[Records for processing]
-- -- --
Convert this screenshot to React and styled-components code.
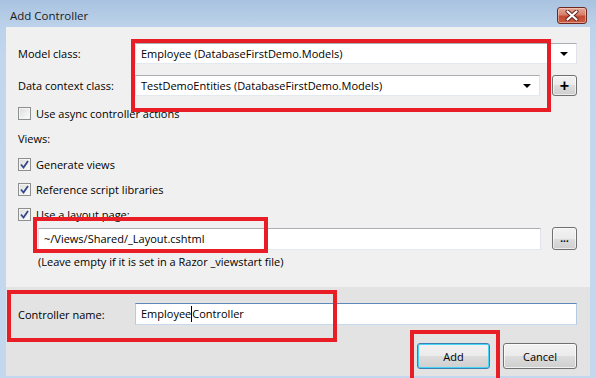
-- -- --
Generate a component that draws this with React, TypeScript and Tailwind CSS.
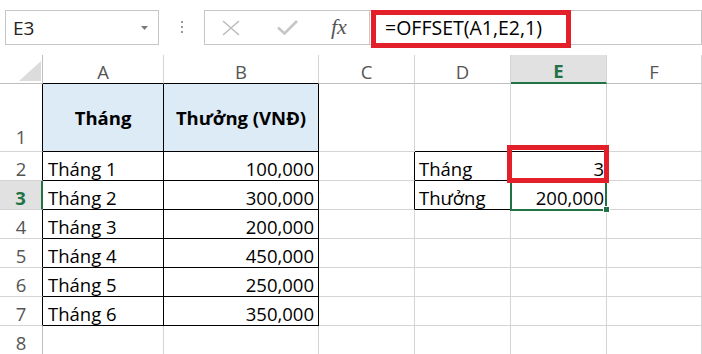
-- -- --
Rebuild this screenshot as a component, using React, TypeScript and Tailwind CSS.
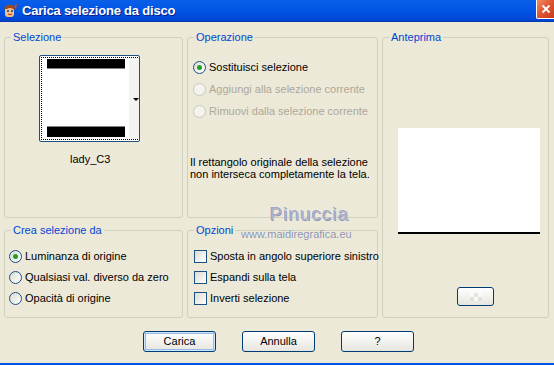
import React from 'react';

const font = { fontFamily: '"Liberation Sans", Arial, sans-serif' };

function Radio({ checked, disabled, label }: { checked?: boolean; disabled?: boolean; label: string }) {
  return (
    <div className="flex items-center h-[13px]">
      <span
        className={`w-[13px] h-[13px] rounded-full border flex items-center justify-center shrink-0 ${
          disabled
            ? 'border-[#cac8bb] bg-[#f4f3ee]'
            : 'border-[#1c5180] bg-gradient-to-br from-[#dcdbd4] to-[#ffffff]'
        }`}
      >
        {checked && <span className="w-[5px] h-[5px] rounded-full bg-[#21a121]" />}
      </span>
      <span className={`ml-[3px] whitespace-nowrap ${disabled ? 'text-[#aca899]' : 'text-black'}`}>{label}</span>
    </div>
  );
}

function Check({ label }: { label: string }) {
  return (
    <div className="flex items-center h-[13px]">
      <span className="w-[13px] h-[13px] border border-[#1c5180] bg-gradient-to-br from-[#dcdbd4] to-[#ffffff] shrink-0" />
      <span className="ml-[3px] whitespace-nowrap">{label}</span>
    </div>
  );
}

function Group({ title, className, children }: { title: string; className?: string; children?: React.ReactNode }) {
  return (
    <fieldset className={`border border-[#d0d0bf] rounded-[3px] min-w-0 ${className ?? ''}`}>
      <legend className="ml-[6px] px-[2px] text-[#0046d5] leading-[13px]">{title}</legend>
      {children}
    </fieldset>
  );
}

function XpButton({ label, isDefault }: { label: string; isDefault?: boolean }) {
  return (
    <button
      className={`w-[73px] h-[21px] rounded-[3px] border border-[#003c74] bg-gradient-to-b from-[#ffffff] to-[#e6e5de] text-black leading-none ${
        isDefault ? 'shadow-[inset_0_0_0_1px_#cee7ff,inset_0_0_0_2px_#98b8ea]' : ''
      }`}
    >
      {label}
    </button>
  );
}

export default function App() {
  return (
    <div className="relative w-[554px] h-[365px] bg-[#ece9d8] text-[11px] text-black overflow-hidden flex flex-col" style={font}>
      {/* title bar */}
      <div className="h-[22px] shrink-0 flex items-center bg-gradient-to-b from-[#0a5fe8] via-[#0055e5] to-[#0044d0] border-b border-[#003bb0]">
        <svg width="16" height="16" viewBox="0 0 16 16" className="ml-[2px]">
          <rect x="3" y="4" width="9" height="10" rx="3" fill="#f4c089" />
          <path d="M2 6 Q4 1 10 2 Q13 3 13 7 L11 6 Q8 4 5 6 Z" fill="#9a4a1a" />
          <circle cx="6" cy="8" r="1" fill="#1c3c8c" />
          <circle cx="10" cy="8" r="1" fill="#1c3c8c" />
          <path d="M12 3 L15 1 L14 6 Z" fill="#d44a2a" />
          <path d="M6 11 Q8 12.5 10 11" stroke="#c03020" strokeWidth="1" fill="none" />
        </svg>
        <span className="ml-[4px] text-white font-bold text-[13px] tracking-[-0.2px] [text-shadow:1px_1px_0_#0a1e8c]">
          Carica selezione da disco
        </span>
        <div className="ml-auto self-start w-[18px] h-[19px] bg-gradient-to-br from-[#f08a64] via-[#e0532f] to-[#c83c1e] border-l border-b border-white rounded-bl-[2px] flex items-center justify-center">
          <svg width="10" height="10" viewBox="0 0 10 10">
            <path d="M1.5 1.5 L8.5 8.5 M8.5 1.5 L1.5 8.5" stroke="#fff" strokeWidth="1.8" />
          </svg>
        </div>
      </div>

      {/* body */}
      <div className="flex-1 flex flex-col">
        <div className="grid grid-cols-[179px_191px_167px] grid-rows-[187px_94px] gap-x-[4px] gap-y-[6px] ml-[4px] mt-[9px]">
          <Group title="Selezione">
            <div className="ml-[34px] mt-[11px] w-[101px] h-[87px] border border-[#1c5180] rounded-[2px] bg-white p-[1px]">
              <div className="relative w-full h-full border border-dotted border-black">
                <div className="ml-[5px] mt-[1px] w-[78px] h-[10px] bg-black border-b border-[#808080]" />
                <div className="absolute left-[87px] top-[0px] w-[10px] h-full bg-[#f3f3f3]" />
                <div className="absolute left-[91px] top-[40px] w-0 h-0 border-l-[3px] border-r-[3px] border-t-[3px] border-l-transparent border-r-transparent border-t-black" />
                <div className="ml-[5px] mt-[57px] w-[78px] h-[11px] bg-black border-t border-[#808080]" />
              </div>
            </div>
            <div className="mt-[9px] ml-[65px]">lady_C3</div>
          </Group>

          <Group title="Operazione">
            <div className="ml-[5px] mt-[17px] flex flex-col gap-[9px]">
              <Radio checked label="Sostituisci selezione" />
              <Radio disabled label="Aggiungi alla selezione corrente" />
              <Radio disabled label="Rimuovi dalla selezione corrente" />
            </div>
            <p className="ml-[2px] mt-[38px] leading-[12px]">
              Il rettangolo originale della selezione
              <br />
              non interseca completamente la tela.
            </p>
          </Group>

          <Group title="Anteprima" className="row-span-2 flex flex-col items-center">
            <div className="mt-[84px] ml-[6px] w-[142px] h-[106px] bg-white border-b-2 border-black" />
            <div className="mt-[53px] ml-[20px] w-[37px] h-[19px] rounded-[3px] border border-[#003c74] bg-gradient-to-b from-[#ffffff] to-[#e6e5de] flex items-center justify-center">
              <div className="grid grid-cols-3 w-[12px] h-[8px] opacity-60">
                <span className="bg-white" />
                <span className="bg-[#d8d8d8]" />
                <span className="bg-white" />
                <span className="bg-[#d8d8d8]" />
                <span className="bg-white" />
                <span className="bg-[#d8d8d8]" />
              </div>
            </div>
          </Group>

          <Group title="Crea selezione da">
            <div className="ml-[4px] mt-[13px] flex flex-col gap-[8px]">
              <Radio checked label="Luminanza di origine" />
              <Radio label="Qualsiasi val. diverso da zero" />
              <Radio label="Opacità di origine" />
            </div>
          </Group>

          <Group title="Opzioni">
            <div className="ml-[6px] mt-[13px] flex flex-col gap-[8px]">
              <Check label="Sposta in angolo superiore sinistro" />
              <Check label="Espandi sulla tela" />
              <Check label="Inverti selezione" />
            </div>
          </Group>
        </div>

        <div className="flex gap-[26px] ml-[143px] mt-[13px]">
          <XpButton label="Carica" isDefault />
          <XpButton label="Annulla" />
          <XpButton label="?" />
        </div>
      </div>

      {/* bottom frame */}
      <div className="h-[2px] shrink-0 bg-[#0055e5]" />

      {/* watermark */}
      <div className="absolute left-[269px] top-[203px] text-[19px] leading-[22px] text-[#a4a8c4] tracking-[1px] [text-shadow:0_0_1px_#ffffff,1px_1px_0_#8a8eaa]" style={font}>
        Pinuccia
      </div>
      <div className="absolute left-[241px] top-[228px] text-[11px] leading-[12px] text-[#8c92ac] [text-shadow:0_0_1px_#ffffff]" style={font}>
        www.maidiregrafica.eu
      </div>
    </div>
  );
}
-- -- --
[What you should do] From the entries above, copy every line where the word "this" shows up.

[Response]
Convert this screenshot to React and styled-components code.
Generate a component that draws this with React, TypeScript and Tailwind CSS.
Rebuild this screenshot as a component, using React, TypeScript and Tailwind CSS.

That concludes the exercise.